__Problem to solve__
Search the data for the string "Tailwind" and gather each line it is in.

__Data supplied__
==========

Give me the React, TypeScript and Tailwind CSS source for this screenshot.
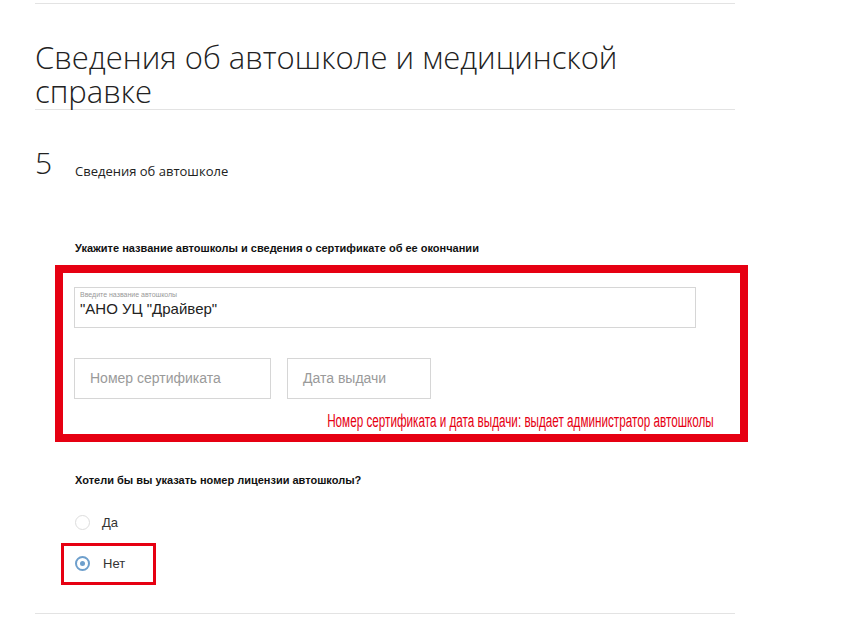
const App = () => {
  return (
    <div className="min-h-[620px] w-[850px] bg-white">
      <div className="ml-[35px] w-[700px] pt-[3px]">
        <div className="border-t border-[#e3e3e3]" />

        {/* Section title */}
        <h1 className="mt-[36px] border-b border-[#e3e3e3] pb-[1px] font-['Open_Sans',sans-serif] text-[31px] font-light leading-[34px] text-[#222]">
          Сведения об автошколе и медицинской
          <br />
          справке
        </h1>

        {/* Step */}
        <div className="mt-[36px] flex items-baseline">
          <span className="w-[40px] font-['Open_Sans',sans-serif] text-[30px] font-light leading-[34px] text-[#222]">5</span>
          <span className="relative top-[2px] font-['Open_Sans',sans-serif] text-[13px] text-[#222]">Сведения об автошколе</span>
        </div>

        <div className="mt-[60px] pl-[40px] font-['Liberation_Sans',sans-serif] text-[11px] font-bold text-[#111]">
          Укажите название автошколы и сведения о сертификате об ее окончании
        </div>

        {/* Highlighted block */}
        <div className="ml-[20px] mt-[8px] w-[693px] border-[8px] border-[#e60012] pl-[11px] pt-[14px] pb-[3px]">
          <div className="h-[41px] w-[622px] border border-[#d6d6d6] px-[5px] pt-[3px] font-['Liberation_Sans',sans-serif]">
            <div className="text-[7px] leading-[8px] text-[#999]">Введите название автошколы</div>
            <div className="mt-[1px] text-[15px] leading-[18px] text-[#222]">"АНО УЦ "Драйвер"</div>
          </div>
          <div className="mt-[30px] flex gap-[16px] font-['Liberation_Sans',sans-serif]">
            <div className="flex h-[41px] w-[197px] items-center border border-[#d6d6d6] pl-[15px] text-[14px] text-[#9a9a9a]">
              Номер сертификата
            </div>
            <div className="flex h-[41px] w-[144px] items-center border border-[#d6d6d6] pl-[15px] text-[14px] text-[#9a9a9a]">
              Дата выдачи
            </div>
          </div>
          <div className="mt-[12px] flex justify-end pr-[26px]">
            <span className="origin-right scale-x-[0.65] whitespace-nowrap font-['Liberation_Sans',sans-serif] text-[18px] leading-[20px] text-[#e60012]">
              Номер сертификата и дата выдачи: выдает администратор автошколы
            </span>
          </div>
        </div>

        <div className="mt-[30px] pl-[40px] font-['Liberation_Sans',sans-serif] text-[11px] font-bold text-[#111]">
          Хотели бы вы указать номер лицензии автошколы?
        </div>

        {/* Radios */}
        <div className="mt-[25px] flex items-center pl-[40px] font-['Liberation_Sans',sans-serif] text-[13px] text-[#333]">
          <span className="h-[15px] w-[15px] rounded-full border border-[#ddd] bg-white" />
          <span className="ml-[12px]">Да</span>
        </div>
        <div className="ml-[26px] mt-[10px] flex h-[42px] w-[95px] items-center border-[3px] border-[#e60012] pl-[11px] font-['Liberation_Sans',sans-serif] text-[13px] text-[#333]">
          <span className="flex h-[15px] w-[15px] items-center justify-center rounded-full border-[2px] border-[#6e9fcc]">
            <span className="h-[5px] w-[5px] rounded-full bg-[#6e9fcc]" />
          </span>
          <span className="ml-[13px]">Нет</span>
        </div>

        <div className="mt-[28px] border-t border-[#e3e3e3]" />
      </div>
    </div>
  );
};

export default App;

==========

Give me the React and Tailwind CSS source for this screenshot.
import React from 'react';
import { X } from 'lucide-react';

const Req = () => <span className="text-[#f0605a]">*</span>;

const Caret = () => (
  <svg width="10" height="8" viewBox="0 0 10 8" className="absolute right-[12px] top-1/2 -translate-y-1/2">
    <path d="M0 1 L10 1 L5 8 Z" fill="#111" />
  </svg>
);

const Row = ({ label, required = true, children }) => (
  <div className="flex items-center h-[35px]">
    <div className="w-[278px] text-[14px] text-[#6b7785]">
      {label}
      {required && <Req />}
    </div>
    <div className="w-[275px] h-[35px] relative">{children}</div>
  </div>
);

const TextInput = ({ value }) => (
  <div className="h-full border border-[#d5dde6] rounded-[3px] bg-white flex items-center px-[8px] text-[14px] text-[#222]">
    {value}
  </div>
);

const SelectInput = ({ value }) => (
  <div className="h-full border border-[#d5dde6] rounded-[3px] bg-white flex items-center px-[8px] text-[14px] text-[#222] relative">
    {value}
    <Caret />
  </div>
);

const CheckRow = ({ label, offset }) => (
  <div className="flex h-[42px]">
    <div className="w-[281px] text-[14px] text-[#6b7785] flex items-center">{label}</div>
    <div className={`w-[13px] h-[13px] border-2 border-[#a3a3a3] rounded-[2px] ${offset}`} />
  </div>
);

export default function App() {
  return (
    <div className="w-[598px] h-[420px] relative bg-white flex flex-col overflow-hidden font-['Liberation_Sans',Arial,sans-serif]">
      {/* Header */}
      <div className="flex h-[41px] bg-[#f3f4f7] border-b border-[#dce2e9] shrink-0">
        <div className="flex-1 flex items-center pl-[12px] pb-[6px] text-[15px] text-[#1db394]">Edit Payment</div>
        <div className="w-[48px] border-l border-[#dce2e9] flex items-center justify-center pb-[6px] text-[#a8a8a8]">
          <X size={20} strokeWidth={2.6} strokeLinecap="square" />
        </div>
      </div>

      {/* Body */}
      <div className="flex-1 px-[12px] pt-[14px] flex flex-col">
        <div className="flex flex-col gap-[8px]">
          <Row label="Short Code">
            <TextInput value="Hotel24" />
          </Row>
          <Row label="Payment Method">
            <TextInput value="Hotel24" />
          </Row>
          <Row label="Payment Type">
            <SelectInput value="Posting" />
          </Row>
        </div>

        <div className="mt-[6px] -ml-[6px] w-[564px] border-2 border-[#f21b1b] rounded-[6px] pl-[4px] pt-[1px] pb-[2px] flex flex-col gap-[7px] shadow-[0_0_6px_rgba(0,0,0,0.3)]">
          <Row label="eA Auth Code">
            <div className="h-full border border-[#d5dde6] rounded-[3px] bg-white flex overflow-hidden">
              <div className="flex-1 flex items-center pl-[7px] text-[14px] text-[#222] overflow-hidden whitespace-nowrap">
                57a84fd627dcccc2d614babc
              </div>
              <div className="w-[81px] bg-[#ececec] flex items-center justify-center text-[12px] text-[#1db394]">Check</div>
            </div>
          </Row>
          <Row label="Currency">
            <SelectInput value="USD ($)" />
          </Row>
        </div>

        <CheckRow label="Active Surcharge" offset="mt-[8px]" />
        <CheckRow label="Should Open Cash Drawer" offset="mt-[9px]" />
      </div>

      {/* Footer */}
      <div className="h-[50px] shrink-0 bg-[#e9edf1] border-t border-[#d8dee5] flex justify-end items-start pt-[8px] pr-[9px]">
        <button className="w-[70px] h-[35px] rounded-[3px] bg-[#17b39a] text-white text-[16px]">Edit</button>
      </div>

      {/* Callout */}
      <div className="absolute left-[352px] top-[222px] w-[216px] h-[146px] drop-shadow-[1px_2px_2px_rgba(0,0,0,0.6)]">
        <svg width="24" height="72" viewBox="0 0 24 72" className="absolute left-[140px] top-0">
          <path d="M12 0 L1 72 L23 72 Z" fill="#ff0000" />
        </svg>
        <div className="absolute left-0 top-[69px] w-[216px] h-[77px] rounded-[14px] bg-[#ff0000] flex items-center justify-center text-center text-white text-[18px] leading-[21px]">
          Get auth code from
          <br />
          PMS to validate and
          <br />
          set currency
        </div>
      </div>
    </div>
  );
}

==========

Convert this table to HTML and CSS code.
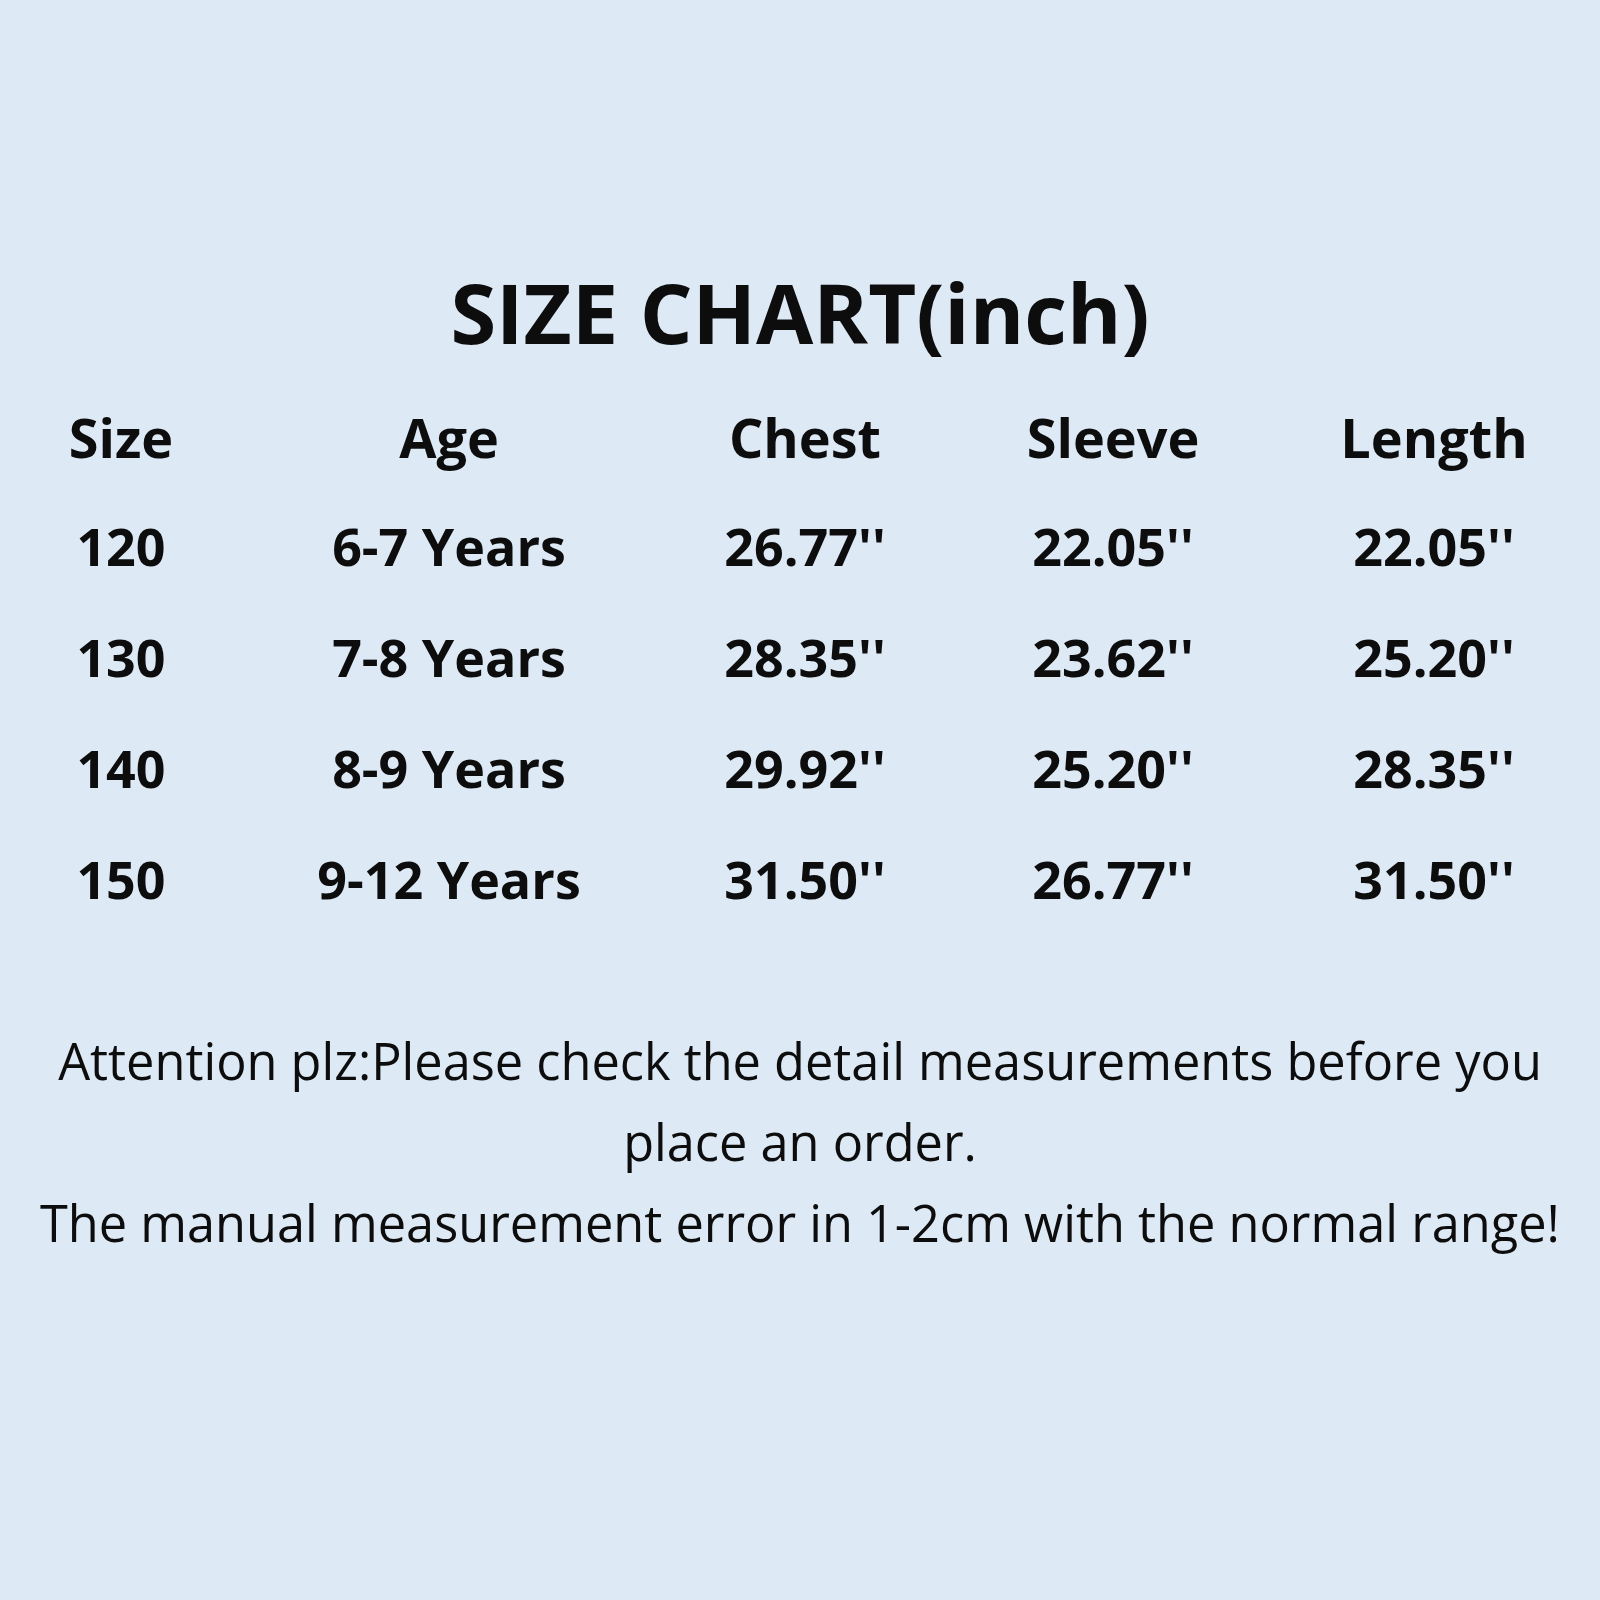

==========

__The completed task__
Give me the React, TypeScript and Tailwind CSS source for this screenshot.
Give me the React and Tailwind CSS source for this screenshot.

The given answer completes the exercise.